Немцы привезли в Москву предварительные проектные материалы, которые были нами забракованы, и авторам пришлось согласиться почти со всеми замечаниями. Во время нашего ответного визита работы оказалось намного больше, чем предполагалось, мы не уложились в заранее согласованную неделю, и немцы попросили нас задержаться на несколько дней. Визу тогда можно было продлить в городском муниципалитете, но возник вопрос суточных.
– Сколько вы получаете в сутки? – спросил руководитель группы немецких специалистов Роланд Шваль. – Мы все компенсируем.
Велик был соблазн хотя бы удвоить цифру, но врать не хотелось, и я сказал правду.
– Но это неприлично мало, – сказал Шваль и заплатил в полтора раза больше.
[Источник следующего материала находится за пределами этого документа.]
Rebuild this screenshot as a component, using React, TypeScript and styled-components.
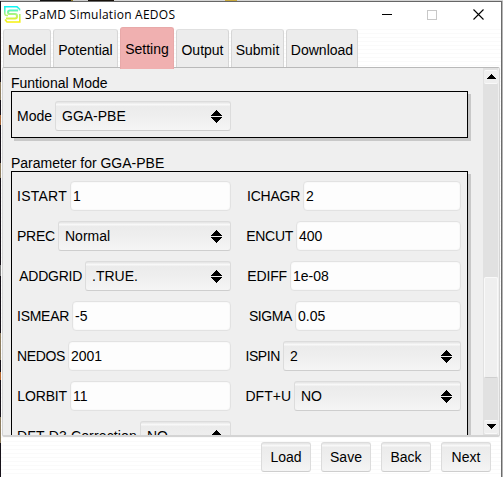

Оказалось, что даже немецкая расчетливость имеет пределы.
Путь свободы
В девяносто первом году появились альтернативы не только существующему автомобилестроению, но и умирающему политическому режиму. На Пушкинской площади, возле здания, где размещалась редакция газеты «Московские новости», с утра до вечера толпился народ. Газета, руководимая Егором Яковлевым, печатала материалы неслыханно либерального, демократического содержания; свежий экземпляр газеты вывешивался на стенде около редакции, и толпа, в которой кроме нормальных людей было немало городских сумасшедших и просто фриков, бурно обсуждала газетные публикации и текущие события, иногда хватая друг друга за грудки. В Москве проходили митинги, на одном из них, в Лужниках, я был. Площадка, заполненная народом, была ограничена железнодорожной насыпью, рекой и линией домов; при желании, заперев свободный проход с Комсомольского проспекта, всех митингующих легко было изолировать и упаковать в кутузку. Но тогда повестка дня аресты не предусматривала. Несмотря на бесцветное выступление Ельцина, толпа скандировала его имя. Идеологически это было мне близко, но хоровой жанр не импонировал, и на митинги я больше не ходил. Кроме того, работы было невпроворот.